> [TASK STATEMENT]
Copy out all lines of the records in which the word "this" appears.

> [ENTRIES SHOWN]
#####

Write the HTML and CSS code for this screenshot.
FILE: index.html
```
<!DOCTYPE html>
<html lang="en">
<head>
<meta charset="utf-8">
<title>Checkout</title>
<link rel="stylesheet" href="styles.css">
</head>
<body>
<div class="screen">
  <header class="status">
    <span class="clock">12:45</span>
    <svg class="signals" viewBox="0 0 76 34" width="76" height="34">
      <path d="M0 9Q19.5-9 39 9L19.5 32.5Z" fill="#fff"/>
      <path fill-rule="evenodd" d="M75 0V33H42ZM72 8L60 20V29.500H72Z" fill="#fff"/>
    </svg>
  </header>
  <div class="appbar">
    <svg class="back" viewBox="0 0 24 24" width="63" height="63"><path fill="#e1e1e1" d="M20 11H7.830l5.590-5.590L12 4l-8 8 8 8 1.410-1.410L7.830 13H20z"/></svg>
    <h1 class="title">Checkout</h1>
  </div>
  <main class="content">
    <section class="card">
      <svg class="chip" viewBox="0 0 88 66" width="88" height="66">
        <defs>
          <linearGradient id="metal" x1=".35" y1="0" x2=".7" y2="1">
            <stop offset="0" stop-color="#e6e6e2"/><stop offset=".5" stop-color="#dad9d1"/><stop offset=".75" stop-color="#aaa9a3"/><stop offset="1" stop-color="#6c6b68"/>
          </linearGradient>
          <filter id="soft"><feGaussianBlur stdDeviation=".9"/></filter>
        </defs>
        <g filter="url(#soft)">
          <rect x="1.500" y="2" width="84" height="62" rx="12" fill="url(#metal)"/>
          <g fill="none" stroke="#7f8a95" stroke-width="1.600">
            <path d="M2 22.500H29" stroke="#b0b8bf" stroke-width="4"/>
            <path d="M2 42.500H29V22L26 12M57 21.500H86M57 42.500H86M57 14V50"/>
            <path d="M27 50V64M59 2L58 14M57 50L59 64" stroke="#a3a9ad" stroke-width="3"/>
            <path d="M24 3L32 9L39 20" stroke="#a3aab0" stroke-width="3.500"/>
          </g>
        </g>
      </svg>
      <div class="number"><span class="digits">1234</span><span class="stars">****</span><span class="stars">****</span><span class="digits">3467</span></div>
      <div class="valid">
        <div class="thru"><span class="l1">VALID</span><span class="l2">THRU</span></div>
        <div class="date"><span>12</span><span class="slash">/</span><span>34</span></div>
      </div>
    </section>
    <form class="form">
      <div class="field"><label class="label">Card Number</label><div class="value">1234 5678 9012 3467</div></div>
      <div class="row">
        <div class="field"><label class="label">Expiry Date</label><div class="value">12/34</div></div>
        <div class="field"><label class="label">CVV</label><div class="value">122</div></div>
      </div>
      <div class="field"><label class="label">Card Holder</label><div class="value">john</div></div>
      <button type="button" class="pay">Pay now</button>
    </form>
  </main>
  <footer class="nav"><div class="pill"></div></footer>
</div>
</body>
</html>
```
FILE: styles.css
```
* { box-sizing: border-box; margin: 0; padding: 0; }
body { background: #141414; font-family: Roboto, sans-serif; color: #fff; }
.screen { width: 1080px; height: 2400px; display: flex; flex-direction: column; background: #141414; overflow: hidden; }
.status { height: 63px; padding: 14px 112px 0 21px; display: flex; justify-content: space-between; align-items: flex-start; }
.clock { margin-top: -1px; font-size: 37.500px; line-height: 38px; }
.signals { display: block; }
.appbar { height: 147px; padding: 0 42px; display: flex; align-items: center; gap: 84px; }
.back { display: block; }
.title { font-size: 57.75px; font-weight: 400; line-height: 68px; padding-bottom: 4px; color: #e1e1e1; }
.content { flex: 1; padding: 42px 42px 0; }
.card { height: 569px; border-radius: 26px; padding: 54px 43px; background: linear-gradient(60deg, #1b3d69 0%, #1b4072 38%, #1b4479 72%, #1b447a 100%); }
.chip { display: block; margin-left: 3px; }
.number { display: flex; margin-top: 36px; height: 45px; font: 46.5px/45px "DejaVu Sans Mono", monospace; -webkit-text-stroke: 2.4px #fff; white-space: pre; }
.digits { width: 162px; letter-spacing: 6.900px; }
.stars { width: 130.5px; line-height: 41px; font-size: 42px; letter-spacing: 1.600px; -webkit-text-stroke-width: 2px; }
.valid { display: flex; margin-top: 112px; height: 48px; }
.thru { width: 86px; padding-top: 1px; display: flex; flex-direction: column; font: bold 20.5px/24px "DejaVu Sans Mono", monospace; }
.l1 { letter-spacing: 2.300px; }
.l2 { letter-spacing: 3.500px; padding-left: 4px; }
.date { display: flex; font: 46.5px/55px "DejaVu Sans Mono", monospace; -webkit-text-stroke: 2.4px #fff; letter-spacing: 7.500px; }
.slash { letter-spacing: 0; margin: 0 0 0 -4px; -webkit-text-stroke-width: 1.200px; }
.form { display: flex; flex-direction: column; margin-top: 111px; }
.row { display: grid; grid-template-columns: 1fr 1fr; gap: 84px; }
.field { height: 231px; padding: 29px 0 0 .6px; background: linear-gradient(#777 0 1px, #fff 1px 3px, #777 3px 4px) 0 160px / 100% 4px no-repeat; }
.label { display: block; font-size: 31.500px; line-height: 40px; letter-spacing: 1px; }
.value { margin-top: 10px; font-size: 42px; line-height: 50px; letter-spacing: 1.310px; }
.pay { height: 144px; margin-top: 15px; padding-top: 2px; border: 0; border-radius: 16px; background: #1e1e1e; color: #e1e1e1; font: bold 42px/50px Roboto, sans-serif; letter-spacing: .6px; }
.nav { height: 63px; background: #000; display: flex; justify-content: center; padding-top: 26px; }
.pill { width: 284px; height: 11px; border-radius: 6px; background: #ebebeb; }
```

#####

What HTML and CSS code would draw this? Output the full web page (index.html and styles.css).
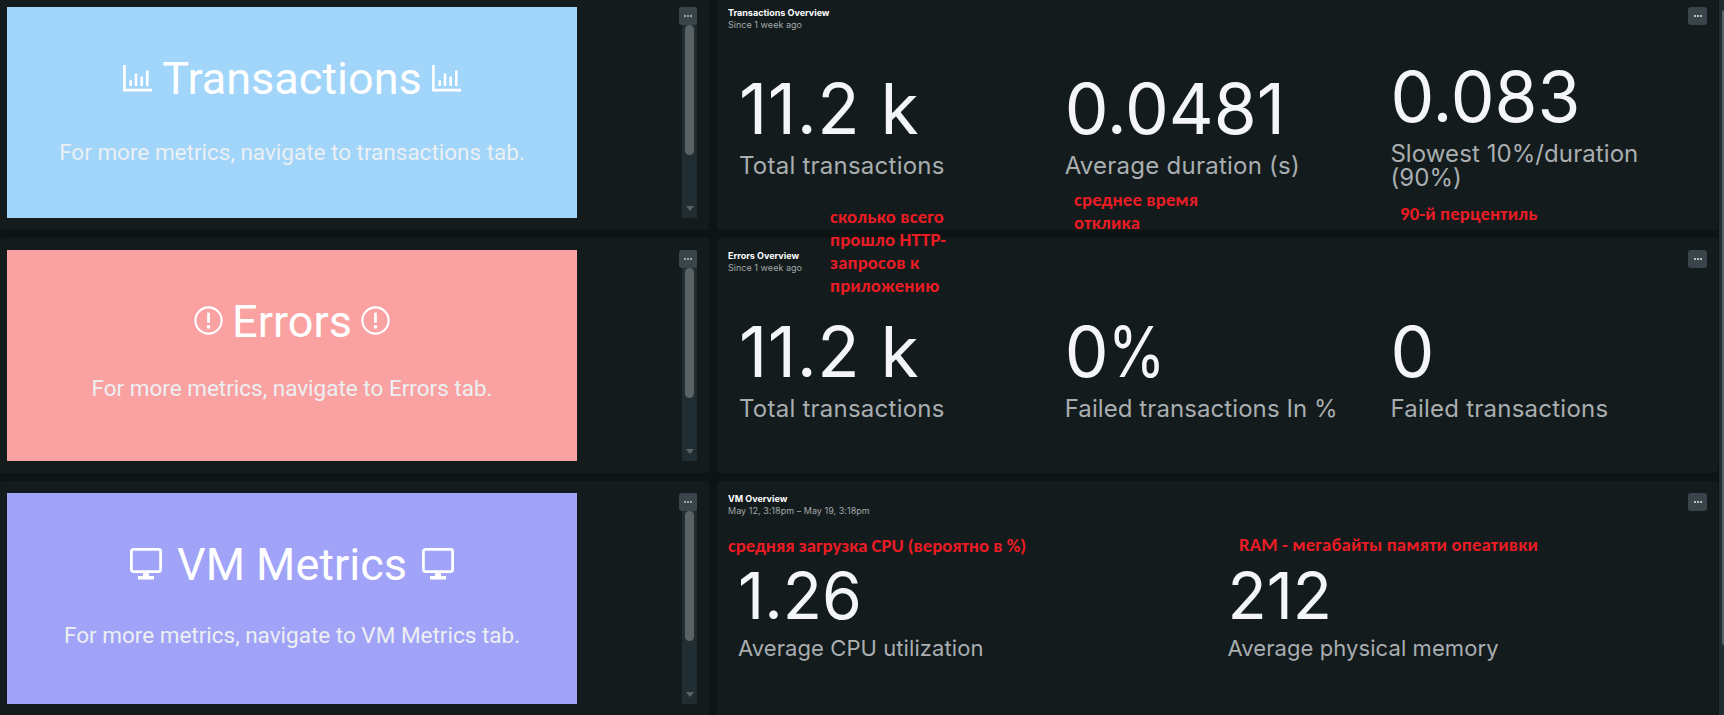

#####

> [FINISHED ANSWER]
Write the HTML and CSS code for this screenshot.
What HTML and CSS code would draw this? Output the full web page (index.html and styles.css).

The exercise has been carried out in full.